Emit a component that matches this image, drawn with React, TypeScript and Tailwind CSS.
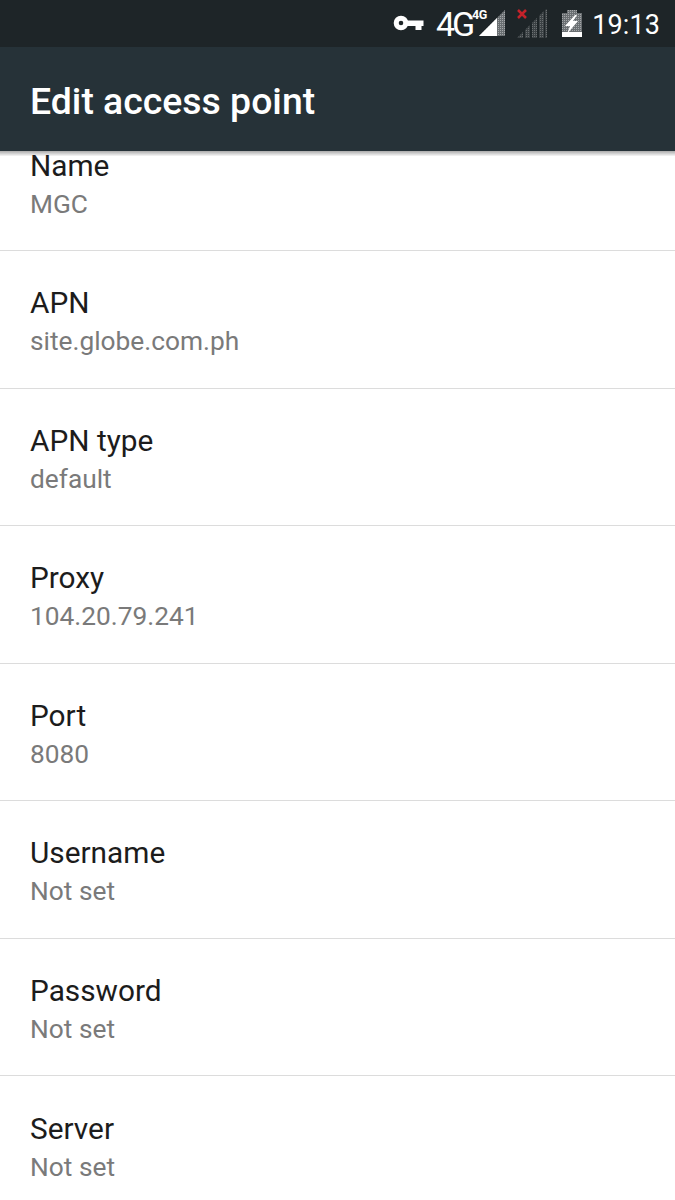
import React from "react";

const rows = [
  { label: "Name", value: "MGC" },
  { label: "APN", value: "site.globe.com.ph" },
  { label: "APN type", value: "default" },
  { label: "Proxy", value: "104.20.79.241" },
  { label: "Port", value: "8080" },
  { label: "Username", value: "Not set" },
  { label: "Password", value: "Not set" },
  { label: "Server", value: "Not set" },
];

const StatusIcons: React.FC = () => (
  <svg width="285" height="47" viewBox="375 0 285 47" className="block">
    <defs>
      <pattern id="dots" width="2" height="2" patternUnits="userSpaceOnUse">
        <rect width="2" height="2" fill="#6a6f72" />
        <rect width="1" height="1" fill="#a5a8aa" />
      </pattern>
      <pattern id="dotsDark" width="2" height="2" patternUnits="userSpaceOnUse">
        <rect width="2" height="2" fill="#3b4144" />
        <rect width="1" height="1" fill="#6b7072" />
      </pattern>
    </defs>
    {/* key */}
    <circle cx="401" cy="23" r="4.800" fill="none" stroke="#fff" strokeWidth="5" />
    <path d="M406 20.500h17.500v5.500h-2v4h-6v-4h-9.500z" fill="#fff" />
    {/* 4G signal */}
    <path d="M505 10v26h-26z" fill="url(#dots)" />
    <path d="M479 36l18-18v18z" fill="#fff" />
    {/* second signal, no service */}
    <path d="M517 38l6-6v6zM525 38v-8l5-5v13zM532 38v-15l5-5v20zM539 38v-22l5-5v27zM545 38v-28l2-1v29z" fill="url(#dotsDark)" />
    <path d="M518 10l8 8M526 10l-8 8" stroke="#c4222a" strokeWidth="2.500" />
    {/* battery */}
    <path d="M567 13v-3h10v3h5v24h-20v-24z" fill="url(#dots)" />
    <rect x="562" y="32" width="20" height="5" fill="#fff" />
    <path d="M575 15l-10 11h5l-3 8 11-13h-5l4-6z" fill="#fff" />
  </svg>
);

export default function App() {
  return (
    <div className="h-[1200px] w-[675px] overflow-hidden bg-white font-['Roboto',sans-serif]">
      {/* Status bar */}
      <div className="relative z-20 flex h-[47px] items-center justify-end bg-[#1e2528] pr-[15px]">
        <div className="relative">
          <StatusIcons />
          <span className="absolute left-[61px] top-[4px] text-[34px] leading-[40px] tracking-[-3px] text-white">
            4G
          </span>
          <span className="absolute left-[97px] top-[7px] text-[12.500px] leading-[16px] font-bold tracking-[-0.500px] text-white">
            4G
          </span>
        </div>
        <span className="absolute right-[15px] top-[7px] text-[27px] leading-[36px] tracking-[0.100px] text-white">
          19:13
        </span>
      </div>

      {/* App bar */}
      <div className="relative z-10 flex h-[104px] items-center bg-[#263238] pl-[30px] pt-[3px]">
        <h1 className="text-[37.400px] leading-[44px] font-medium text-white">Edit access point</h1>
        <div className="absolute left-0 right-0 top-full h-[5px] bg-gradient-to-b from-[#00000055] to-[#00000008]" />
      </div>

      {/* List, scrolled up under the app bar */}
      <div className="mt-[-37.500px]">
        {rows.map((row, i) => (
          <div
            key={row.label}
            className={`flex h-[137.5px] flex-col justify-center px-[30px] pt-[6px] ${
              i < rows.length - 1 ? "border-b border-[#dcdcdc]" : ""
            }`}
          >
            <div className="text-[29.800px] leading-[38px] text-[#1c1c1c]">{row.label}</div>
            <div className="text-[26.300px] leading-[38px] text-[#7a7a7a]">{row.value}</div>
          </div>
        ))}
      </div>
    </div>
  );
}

▶ TASK REQUIREMENTS
Find how many lines in the listing contain the word "React" and give that count alone.

▶ RESULT FOR THIS EXERCISE
3